The flight data recorder from AirAsia QZ8501 is placed into a container upon its arrival at the airbase in Pangkalan Bun, Central Kalimantan January 12, 2015.
Indonesian navy divers have retrieved the flight data recorder from the AirAsia plane that went down in the Java Sea more than two weeks ago, in a potential breakthrough in discovering the cause of the crash.
Officials said the flight data recorder will be taken to the capital, Jakarta, where it could take up to two weeks to download and analyze its information.
Divers have also located the cockpit voice recorder, but it could not be immediately recovered because it was wedged under heavy wreckage.
S.B. Supriyadi, a director of Indonesia's search-and-rescue agency, said efforts would resume Tuesday to recover it, including using an airbag to lift the section of the wing where is it is stuck.

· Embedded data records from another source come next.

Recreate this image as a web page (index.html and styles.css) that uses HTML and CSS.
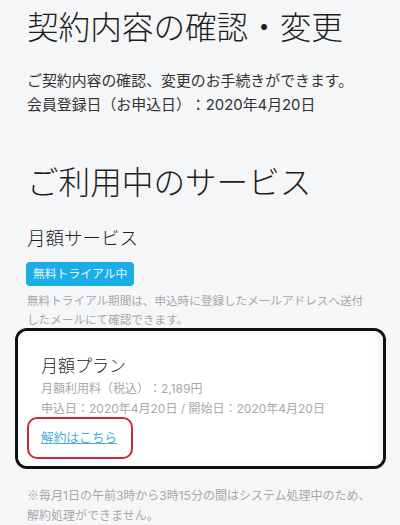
FILE: index.html
```html
<!DOCTYPE html>
<html lang="ja">
<head>
  <meta charset="UTF-8" />
  <meta name="viewport" content="width=device-width, initial-scale=1.0"/>
  <title>契約内容の確認・変更</title>
  <link rel="stylesheet" href="styles.css">
</head>
<body>
  <div class="contrato">
    <h1 class="titulo">契約内容の確認・変更</h1>
    <p class="intro">ご契約内容の確認、変更のお手続きができます。<br>会員登録日（お申込日）：2020年4月20日</p>

    <h1 class="titulo seccion">ご利用中のサービス</h1>
    <h2 class="subtitulo">月額サービス</h2>
    <div class="badge">無料トライアル中</div>
    <p class="nota">無料トライアル期間は、申込時に登録したメールアドレスへ送付<br>したメールにて確認できます。</p>

    <div class="marco">
      <div class="tarjeta">
        <h3 class="plan">月額プラン</h3>
        <p class="detalle">月額利用料（税込）：2,189円<br>申込日：2020年4月20日 / 開始日：2020年4月20日</p>
        <a class="cancelar" href="#">解約はこちら</a>
      </div>
    </div>

    <p class="nota pie"><span class="marca">※</span>毎月1日の午前3時から3時15分の間はシステム処理中のため、<br>解約処理ができません。</p>
  </div>
</body>
</html>
```

FILE: styles.css
```css
body {
  font-family: Inter, "Noto Sans CJK JP", "Noto Sans", sans-serif;
  background-color: #f5f6f8;
  color: #1e1e1e;
  margin: 0;
  padding: 0;
  text-spacing-trim: space-all;
}

.contrato {
  padding: 9px 20px 0 27px;
}

.titulo {
  font-size: 31.6px;
  font-weight: 300;
  line-height: 38px;
  margin: 0;
}

.seccion {
  margin-top: 47px;
}

.intro {
  font-size: 14.9px;
  line-height: 24px;
  margin: 22px 0 0;
  color: #333;
}

.subtitulo {
  font-size: 18.5px;
  font-weight: 300;
  line-height: 26px;
  margin: 23px 0 0;
}

.badge {
  display: inline-block;
  margin-top: 11px;
  margin-left: -1px;
  padding: 0 7px;
  height: 24px;
  line-height: 24px;
  font-size: 11.8px;
  color: #eaf7fd;
  background-color: #1aaee8;
  border-radius: 4px;
}

.nota {
  font-size: 11.6px;
  line-height: 19px;
  color: #a8a8a8;
  margin: 6px 0 0;
}

.marco {
  margin: -2px 0 0 -12px;
  width: 365px;
  border: 3px solid #111;
  border-radius: 12px;
  overflow: hidden;
}

.tarjeta {
  background-color: #ffffff;
  box-shadow: inset -4px 0 6px rgba(0, 0, 0, 0.06);
  padding: 22px 20px 18px 23px;
}

.plan {
  font-size: 17px;
  font-weight: 300;
  line-height: 26px;
  margin: 0;
}

.detalle {
  font-size: 12px;
  line-height: 20px;
  color: #a8a8a8;
  margin: 0;
}

.cancelar {
  position: relative;
  display: inline-block;
  margin-top: 9px;
  font-size: 12.7px;
  line-height: 20px;
  color: #4aaed6;
}

.cancelar::after {
  content: "";
  position: absolute;
  left: -14px;
  right: -16px;
  top: -11px;
  bottom: -11px;
  border: 2.5px solid #d0283a;
  border-radius: 10px;
}

.pie {
  font-size: 12px;
  line-height: 20px;
  margin-top: 16px;
}

.marca {
  font-family: "Noto Sans CJK JP", sans-serif;
}
```
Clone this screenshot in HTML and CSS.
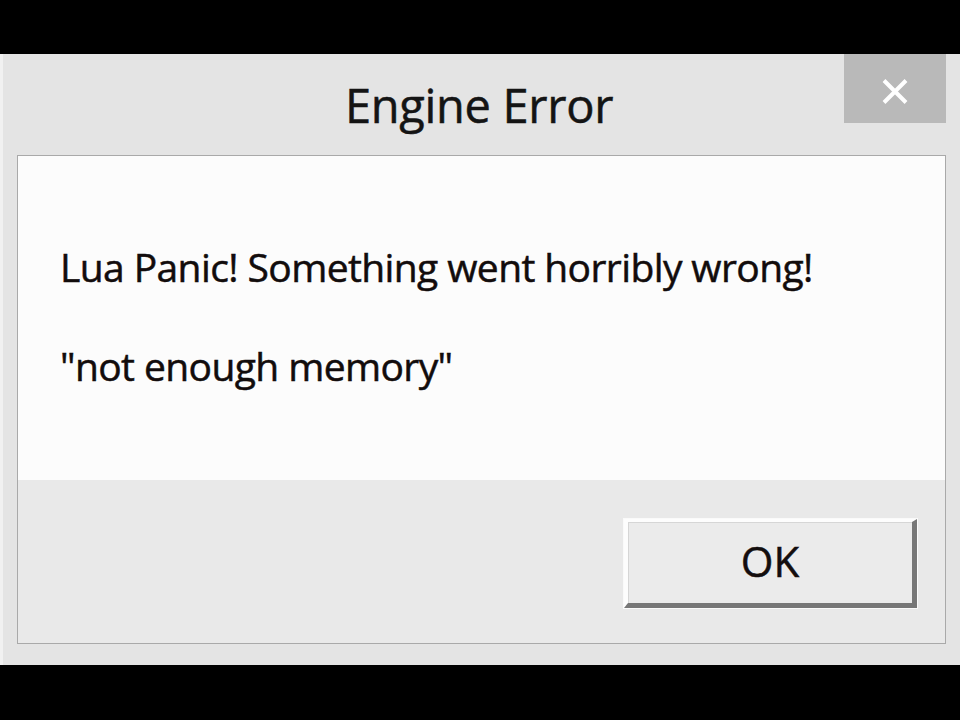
FILE: index.html
```html
<!DOCTYPE html>
<html>
<head>
<meta charset="utf-8">
<link rel="stylesheet" href="styles.css">
<title>Engine Error</title>
</head>
<body>
<div class="screen">
  <div class="bar"></div>
  <div class="window">
    <div class="titlebar">
      <div class="title">Engine Error</div>
      <button class="close" aria-label="Close">
        <svg width="26" height="25" viewBox="0 0 26 25"><path d="M2 1.5 L24 23.5 M24 1.5 L2 23.5" stroke="#fff" stroke-width="4" fill="none"/></svg>
      </button>
    </div>
    <div class="panel">
      <div class="message">
        <p class="line">Lua Panic! Something went horribly wrong!</p>
        <p class="line">"not enough memory"</p>
      </div>
      <div class="footer">
        <button class="ok">OK</button>
      </div>
    </div>
  </div>
  <div class="bar bar-bottom"></div>
</div>
</body>
</html>
```
FILE: styles.css
```css
html, body {
  margin: 0;
  padding: 0;
  background: #000;
}
.screen {
  width: 960px;
  height: 720px;
  display: flex;
  flex-direction: column;
  font-family: "Open Sans", "Noto Sans", sans-serif;
}
.bar {
  height: 54px;
  background: #000;
  flex: none;
}
.bar-bottom {
  height: 55px;
}
.window {
  height: 611px;
  flex: none;
  background: #e4e4e4;
  box-shadow: inset 3px 0 0 #f1f1f1;
  display: flex;
  flex-direction: column;
  padding: 0 14px 21px 17px;
  box-sizing: border-box;
}
.titlebar {
  height: 101px;
  flex: none;
  position: relative;
  display: flex;
  justify-content: center;
}
.title {
  font-size: 47px;
  color: #141414;
  margin-top: 51px;
  line-height: 0;
  margin-left: -5px;
  letter-spacing: -0.3px;
  -webkit-text-stroke: 0.5px #141414;
}
.close {
  position: absolute;
  top: 0;
  right: 0;
  width: 102px;
  height: 69px;
  background: #b9b9b9;
  border: 0;
  padding: 0;
  margin: 0;
  display: flex;
  align-items: center;
  justify-content: center;
}
.close svg {
  margin-top: 5px;
}
.panel {
  flex: 1;
  display: flex;
  flex-direction: column;
  border: 1px solid #a9a9a9;
  background: #e9e9e9;
}
.message {
  height: 324px;
  background: #fcfcfc;
  padding: 0 0 0 42px;
  box-sizing: border-box;
}
.line {
  margin: 0;
  font-size: 39px;
  color: #120c0c;
  line-height: 0;
  letter-spacing: -0.6px;
  -webkit-text-stroke: 0.5px #120c0c;
}
.line:first-child {
  padding-top: 111px;
}
.line + .line {
  padding-top: 99px;
}
.footer {
  flex: 1;
  display: flex;
  justify-content: flex-end;
  align-items: flex-start;
  padding: 39px 28px 0 0;
}
.ok {
  width: 293px;
  height: 89px;
  box-sizing: border-box;
  background: #ebebeb;
  border-style: solid;
  border-width: 3px 5px 5px 4px;
  border-color: #fdfdfd #777 #777 #fdfdfd;
  box-shadow: inset 1px 1px 0 #d6d6d6, 0 0 0 1px #fafafa;
  font-family: "Open Sans", "Noto Sans", sans-serif;
  font-size: 42px;
  color: #140e0e;
  -webkit-text-stroke: 0.5px #140e0e;
  padding: 0 0 4px;
  line-height: 1;
}
```
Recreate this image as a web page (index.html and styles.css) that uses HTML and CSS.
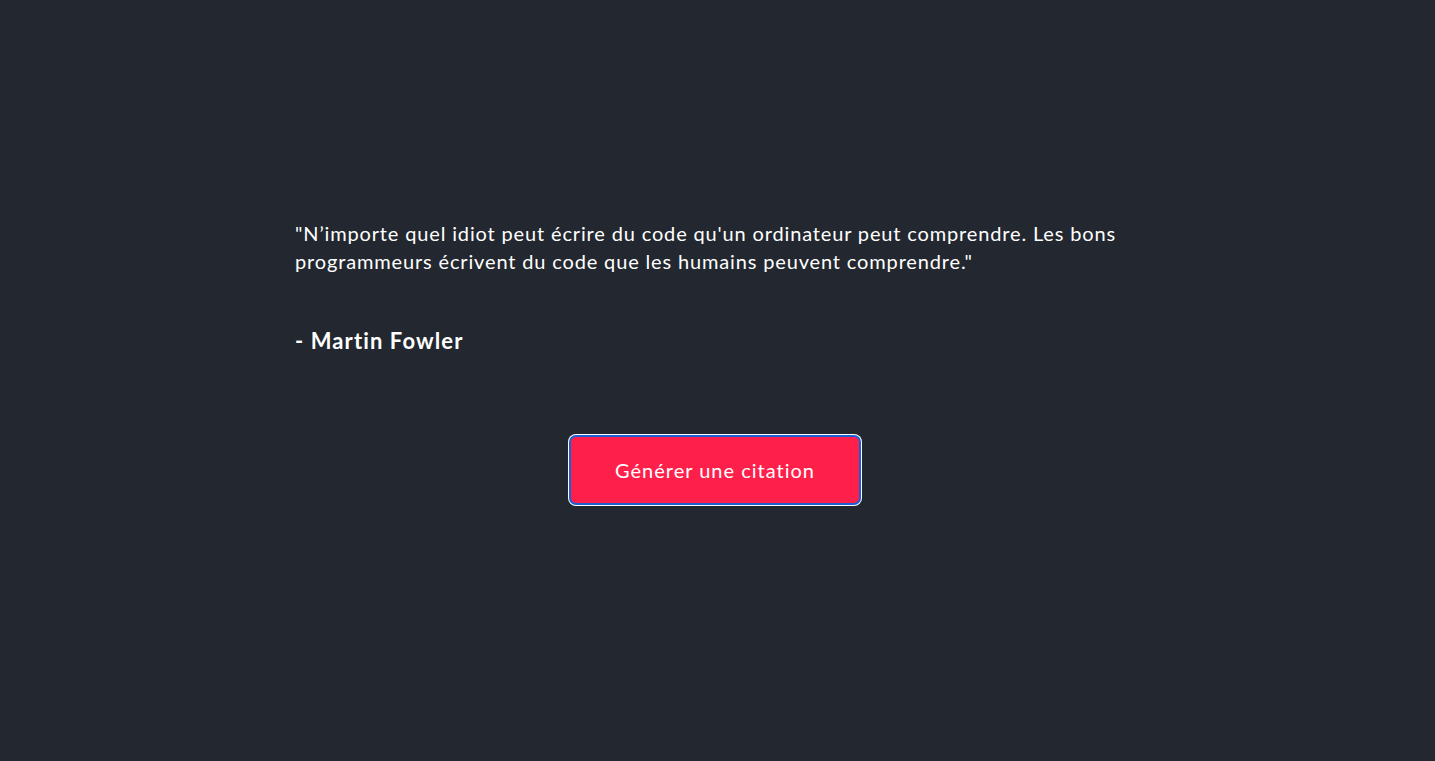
FILE: index.html
```html
<!DOCTYPE html>
<html lang="fr">
<head>
<meta charset="utf-8">
<title>Citation</title>
<link rel="stylesheet" href="styles.css">
</head>
<body>
<main class="wrap">
  <p class="quote">"N’importe quel idiot peut écrire du code qu'un ordinateur peut comprendre. Les bons programmeurs écrivent du code que les humains peuvent comprendre."</p>
  <p class="author">- Martin Fowler</p>
  <div class="actions">
    <button class="btn">Générer une citation</button>
  </div>
</main>
</body>
</html>
```
FILE: styles.css
```css
html, body {
  margin: 0;
  padding: 0;
  background: #23272f;
  height: 100%;
}
body {
  font-family: "Lato", "Noto Sans", sans-serif;
  color: #ffffff;
}
.wrap {
  width: 845px;
  margin: 0 auto;
  padding-top: 219px;
}
.quote {
  margin: 0;
  font-size: 20px;
  line-height: 28px;
  letter-spacing: 0.85px;
}
.author {
  margin: 51px 0 0;
  font-size: 22px;
  line-height: 30px;
  font-weight: 700;
  letter-spacing: 1.1px;
}
.actions {
  display: flex;
  justify-content: center;
  margin-top: 79px;
  padding-right: 5px;
}
.btn {
  width: 292px;
  height: 70px;
  background: #ff1f4b;
  color: #ffffff;
  border: 2px solid #1c5fd4;
  border-radius: 7px;
  box-shadow: 0 0 0 1px #ffffff;
  font-family: inherit;
  font-size: 20px;
  letter-spacing: 1px;
  cursor: pointer;
}
```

It is hoped that the information contained on the two recorders will help investigators determine why the Airbus A320 plunged into the sea less than halfway into its two-hour flight from Surabaya to Singapore on December 28, killing all 162 people aboard.
Crash speculation
Supriyadi said initial analysis showed that part of the plane may have exploded when it hit water due to changes in air pressure. However officials have urged experts not to speculate until the initial investigation is completed.
So far, 48 bodies have been recovered.
Search officials said they expect more bodies will be found in the submerged fuselage of the plane, which is in the sea’s relatively shallow waters.
Indonesia’s transport ministry suspended AirAsia’s license for the Surabaya-Singapore route, for which it did not have permission to fly on that ill-fated Sunday. But the ministry said this had no bearing on the crash of Flight 8501, which is believed to have encountered a severe storm.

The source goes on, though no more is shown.